So, this was a post in a baby group I’m in and it made me think about how Eriana was, and still is.
It also made me think about the way we do things and made me wonder why.
It’s taught in classes and by books and by health visitors and midwives that at around 6 months our babies should be in their own rooms. Or at least that’s how a lot of people understand the advice given.
The actual advice given is that for at least the first 6 months they should be in a room with parent/s for all sleeps.
Eriana is a year old in two weeks and not only does she still prefer to sleep on me for naps, she also still sleeps in our bed because in the early stages she literally would just scream unless she was on me or my partner.
The poster asked ‘I’ve heard babys want to sleep only on you for the first 0-6 weeks. Is this true? Any tips for getting past this and getting baby to sleep alone?’
It was the wording that made me chuckle. Don’t get me wrong, the poor mum who’s posted this is only going by what she’s been told and this isn’t a dig at her at all.
But why on earth do we literally speed as fast as we can to chuck our baby’s away from us and into a room on their own so quickly. Why does our society (at least where I’m from) insist on baby’s being so independent for sleep so early. In my birth group, baby’s as young as 4 weeks old were being put in their own room away from their parents. Admittedly this is against NHS and the Lullaby Trust advice who state baby should be in a room with parents for at least the first 6 months, but I find even that a tad short.
Is it just me who finds it really unnatural to want to put their baby away from them so soon?

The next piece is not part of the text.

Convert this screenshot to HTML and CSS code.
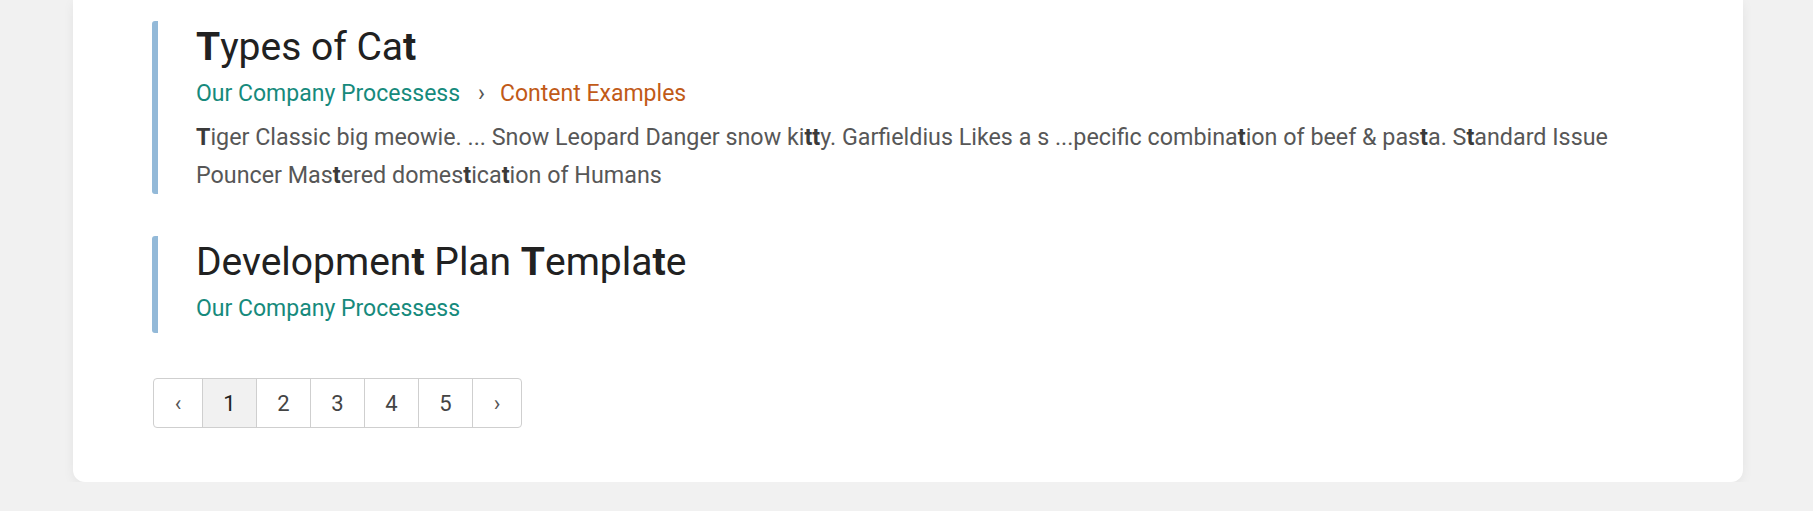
FILE: index.html
```html
<!DOCTYPE html>
<html lang="en">
<head>
<meta charset="utf-8">
<title>Search results</title>
<link rel="stylesheet" href="styles.css">
</head>
<body>
<main class="card">
  <section class="results">
    <article class="result">
      <h2 class="result-title"><b>T</b>ypes of Ca<b>t</b></h2>
      <nav class="crumbs">
        <a class="crumb crumb-space" href="#">Our Company Processess</a>
        <span class="crumb-sep">›</span>
        <a class="crumb crumb-page" href="#">Content Examples</a>
      </nav>
      <p class="excerpt"><b>T</b>iger Classic big meowie. ... Snow Leopard Danger snow ki<b>tt</b>y. Garfieldius Likes a s ...pecific combina<b>t</b>ion of beef &amp; pas<b>t</b>a. S<b>t</b>andard Issue Pouncer Mas<b>t</b>ered domes<b>t</b>ica<b>t</b>ion of Humans</p>
    </article>
    <article class="result">
      <h2 class="result-title">Developmen<b>t</b> Plan <b>T</b>empla<b>t</b>e</h2>
      <nav class="crumbs">
        <a class="crumb crumb-space" href="#">Our Company Processess</a>
      </nav>
    </article>
  </section>
  <nav class="pager">
    <a class="pager-item pager-arrow" href="#">‹</a>
    <a class="pager-item pager-num is-active" href="#">1</a>
    <a class="pager-item pager-num" href="#">2</a>
    <a class="pager-item pager-num" href="#">3</a>
    <a class="pager-item pager-num" href="#">4</a>
    <a class="pager-item pager-num" href="#">5</a>
    <a class="pager-item pager-arrow" href="#">›</a>
  </nav>
</main>
</body>
</html>
```

FILE: styles.css
```css
* {
  box-sizing: border-box;
}

html, body {
  margin: 0;
  padding: 0;
  background: #f1f1f1;
}

body {
  font-family: Roboto, "Liberation Sans", Arial, sans-serif;
  padding: 0 70px 0 73px;
}

.card {
  background: #ffffff;
  border-radius: 0 0 12px 12px;
  box-shadow: 0 3px 12px rgba(0, 0, 0, 0.06);
  padding: 21px 79px 54px 79px;
}

.results {
  display: flex;
  flex-direction: column;
  gap: 42px;
}

.result {
  border-left: 6px solid #93b9d8;
  border-radius: 3px;
  padding: 3px 0 0 38px;
}

.result-title {
  margin: 0;
  font-size: 39px;
  line-height: 46px;
  font-weight: 400;
  color: #212121;
}

.result-title b {
  font-weight: 700;
}

.crumbs {
  display: flex;
  align-items: center;
  margin-top: 8px;
  margin-bottom: 8px;
  font-size: 23px;
  line-height: 32px;
}

.crumb {
  text-decoration: none;
}

.crumb-space {
  color: #168a7c;
}

.crumb-page {
  color: #c15a17;
}

.crumb-sep {
  color: #555555;
  margin: 0 15px 0 18px;
}

.excerpt {
  margin: 1px 0 0 0;
  font-size: 23.3px;
  line-height: 38px;
  color: #575757;
}

.excerpt b {
  font-weight: 700;
  color: #3a3a3a;
}

.pager {
  display: inline-flex;
  margin-top: 45px;
  margin-left: 1px;
  border: 1px solid #cfcfcf;
  border-radius: 4px;
  overflow: hidden;
}

.pager-item {
  display: flex;
  align-items: center;
  justify-content: center;
  height: 48px;
  font-size: 22px;
  color: #444444;
  text-decoration: none;
  border-left: 1px solid #cfcfcf;
}

.pager-item:first-child {
  border-left: none;
  width: 48px;
}

.pager-num {
  width: 54px;
}

.pager-arrow {
  width: 49px;
  font-size: 22px;
  color: #555555;
}

.pager-num.is-active {
  background: #f1f1f1;
  color: #222222;
}
```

It’s a difficult one and I know a lot of people have vastly different opinions on the matter but to me it’s not natural to want to be away from your baby – especially at night.
Slings and baby carriers are what most people usually recommend for the day time but we never got on with those. Eriana used to scream in them. She didn’t want to be curled up around me, she wanted to be upright on me so she could see everything that was going on – but be as close to me as possible.
In the end I just learnt how to do almost everything one handed and I resigned myself to a lot of sitting down – when she naps now I can sometimes move her into her cot, say 50% of the time and other times I can move her into her toddler rocker chair.
There are phases obviously and as baby gets older it does get easier – although carefully lifting a one year old is much harder work on the arms!
My personal view is that if my baby wants to be close to me and is super clingy then I should be there.
Eriana will be moving into her own room sometime after her first birthday and tbh I can’t see there being many problems. She naps in her cot fine – when she allows me to move her.
I’m in no rush. I will miss the cuddles desperately.
What do you think about the way we do things? Do you think as a society we are in general too quick to push our baby’s away?